= Entries shown =
↓

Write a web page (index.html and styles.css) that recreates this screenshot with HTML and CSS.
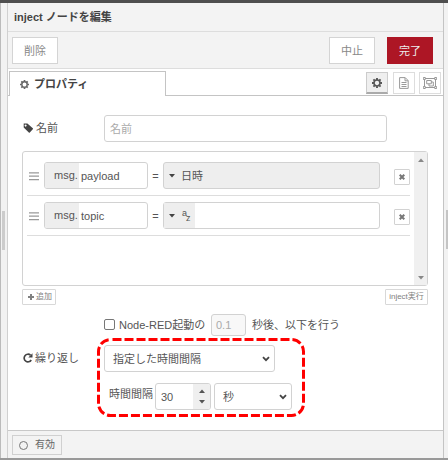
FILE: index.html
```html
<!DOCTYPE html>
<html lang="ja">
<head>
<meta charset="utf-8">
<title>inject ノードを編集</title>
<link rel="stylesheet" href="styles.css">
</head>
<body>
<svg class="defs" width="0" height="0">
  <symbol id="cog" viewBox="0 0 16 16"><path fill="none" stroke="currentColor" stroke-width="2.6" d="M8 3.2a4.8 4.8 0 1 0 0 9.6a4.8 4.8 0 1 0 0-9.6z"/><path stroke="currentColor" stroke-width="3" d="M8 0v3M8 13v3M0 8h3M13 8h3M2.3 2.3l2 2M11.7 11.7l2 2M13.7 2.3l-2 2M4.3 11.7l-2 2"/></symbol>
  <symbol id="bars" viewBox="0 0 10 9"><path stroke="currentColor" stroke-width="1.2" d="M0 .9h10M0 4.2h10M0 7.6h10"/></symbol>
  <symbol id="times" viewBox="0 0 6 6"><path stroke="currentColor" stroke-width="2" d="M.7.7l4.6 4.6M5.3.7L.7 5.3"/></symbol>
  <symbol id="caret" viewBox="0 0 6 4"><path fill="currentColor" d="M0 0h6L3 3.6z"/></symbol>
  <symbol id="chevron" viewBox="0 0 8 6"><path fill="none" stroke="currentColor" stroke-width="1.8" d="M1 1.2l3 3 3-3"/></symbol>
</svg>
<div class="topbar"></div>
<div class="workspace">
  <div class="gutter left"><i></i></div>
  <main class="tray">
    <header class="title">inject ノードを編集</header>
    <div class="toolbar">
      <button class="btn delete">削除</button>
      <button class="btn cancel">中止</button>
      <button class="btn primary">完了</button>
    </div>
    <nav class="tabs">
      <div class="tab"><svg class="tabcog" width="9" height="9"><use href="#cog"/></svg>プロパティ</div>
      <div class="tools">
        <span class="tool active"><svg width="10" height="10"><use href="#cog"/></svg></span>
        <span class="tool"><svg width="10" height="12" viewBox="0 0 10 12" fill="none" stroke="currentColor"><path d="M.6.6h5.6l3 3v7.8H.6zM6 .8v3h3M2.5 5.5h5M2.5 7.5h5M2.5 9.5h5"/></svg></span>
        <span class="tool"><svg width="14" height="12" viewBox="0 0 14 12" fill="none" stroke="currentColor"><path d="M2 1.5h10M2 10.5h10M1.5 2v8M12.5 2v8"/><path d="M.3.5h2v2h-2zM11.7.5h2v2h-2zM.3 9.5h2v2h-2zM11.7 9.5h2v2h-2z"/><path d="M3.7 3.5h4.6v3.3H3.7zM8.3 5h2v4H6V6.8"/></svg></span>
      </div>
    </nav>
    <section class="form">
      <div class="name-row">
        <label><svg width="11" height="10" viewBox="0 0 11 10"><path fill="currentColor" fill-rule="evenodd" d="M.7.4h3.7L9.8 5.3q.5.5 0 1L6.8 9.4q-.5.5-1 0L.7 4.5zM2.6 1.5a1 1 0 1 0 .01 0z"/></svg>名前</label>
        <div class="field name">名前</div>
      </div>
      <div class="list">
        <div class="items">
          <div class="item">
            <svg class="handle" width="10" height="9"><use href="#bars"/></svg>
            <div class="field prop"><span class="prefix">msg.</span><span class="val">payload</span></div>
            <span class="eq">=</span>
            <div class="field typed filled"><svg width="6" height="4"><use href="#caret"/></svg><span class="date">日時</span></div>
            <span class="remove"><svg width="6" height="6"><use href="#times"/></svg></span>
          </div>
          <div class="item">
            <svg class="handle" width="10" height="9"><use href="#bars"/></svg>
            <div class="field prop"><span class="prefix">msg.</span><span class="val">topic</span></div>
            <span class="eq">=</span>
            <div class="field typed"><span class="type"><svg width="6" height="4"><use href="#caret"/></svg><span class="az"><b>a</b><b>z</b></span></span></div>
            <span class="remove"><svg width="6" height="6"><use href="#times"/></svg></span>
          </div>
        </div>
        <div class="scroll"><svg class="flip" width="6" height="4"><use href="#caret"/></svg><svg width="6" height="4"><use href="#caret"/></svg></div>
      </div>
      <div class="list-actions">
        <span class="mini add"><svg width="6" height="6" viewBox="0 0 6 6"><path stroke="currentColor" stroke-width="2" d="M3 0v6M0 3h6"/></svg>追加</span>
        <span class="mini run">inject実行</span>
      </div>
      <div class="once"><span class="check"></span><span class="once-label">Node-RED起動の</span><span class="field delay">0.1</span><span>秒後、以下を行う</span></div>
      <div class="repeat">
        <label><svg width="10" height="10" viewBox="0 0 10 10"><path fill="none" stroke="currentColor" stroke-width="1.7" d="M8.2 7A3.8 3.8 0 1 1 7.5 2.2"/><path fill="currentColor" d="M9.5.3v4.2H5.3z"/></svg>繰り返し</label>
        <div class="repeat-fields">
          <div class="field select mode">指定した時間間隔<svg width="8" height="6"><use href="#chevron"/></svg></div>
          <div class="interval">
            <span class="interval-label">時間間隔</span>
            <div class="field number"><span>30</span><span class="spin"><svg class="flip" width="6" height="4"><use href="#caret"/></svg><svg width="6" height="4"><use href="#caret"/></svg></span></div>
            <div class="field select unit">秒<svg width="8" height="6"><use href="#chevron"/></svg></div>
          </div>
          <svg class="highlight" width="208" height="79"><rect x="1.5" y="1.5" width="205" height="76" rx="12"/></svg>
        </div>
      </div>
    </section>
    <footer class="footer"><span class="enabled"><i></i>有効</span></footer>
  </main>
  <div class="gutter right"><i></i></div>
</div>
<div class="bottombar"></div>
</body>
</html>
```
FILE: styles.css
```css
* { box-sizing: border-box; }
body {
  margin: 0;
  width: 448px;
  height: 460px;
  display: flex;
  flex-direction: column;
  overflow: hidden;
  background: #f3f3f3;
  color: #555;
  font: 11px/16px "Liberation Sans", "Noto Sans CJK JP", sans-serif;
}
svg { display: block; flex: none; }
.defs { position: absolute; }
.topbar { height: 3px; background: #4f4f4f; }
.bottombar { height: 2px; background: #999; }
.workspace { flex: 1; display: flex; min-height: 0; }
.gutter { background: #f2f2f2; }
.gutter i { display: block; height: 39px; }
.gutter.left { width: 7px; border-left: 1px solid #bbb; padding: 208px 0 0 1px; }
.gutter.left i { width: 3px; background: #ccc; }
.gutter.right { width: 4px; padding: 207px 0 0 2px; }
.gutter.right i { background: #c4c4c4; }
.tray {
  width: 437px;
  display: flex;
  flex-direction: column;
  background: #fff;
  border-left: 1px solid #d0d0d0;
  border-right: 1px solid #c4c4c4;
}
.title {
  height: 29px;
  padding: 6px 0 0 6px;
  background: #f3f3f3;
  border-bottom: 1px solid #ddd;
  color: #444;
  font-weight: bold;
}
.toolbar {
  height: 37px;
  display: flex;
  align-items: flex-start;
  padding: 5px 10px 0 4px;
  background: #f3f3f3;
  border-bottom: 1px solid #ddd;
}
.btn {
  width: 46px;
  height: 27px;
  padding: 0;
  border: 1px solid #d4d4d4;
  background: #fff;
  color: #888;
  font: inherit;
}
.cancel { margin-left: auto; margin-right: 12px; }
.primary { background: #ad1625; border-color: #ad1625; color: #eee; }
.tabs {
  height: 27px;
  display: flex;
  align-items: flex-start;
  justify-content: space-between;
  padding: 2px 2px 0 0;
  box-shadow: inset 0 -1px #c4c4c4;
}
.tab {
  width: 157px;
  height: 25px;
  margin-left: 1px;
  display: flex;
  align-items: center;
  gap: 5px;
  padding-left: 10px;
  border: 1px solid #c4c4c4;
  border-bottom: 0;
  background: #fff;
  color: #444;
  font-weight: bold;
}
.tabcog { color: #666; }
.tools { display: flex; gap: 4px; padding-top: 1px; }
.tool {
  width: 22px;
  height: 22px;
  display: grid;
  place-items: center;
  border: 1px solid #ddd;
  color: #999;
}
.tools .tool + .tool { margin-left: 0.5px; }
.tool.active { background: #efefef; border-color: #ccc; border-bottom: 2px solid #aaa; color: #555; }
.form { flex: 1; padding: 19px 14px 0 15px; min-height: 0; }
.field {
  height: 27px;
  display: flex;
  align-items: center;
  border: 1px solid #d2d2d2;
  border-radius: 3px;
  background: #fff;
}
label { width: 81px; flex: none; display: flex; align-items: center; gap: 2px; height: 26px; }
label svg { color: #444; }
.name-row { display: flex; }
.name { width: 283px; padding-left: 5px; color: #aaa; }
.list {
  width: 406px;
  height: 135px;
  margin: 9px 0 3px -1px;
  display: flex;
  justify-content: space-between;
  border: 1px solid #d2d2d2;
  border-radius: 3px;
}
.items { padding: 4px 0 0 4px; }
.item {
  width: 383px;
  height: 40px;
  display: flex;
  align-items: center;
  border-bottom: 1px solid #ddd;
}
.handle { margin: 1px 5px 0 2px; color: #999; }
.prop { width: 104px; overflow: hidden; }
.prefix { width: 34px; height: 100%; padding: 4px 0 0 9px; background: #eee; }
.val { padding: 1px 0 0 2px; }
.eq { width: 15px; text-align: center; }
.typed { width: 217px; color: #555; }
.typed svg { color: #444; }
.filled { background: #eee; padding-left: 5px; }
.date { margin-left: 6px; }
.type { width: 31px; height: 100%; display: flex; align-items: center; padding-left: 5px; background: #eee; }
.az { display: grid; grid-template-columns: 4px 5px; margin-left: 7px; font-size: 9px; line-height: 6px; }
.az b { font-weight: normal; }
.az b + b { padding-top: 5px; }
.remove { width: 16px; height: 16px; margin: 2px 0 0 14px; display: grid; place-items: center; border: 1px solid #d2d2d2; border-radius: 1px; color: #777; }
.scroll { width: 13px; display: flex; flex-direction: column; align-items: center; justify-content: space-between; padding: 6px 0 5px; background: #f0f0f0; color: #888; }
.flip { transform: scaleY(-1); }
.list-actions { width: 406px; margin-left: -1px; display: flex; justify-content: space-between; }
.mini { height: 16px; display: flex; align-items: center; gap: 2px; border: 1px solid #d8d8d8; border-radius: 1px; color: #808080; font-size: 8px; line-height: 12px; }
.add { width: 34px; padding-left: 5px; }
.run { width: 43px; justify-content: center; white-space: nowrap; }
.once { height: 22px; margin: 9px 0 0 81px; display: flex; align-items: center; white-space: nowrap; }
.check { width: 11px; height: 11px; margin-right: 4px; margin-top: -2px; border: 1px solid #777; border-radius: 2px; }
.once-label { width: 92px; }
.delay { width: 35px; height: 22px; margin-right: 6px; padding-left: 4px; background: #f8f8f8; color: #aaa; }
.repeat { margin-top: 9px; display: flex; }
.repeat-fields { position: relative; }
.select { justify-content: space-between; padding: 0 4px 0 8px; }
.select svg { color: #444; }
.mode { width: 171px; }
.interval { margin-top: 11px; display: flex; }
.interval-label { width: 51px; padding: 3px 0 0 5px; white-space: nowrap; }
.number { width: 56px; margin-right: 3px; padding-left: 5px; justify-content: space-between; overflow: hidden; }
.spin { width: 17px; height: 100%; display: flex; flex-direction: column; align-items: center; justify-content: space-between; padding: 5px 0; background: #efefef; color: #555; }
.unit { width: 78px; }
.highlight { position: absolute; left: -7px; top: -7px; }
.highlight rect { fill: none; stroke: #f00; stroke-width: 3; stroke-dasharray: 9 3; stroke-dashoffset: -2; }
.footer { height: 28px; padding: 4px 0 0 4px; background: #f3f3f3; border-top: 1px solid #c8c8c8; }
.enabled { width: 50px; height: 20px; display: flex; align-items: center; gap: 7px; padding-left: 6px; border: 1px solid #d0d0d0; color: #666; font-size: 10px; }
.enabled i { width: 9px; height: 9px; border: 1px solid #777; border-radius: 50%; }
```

↑
↓

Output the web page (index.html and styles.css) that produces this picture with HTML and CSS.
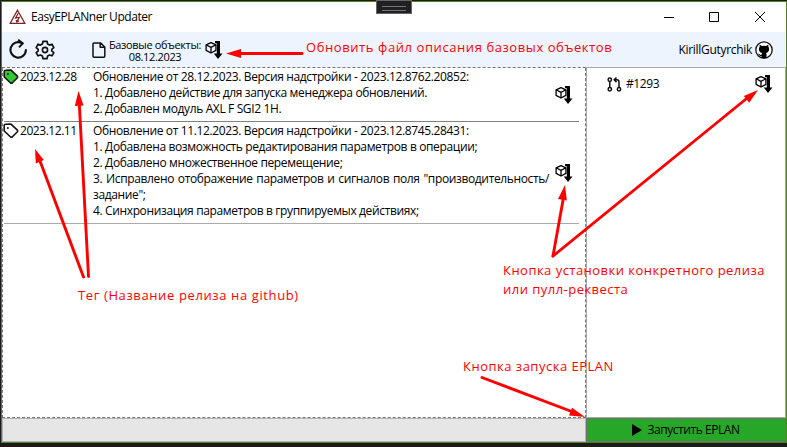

↑

= Exercise =
Return all lines containing the word "this".

= Solved problem =
Write a web page (index.html and styles.css) that recreates this screenshot with HTML and CSS.
Output the web page (index.html and styles.css) that produces this picture with HTML and CSS.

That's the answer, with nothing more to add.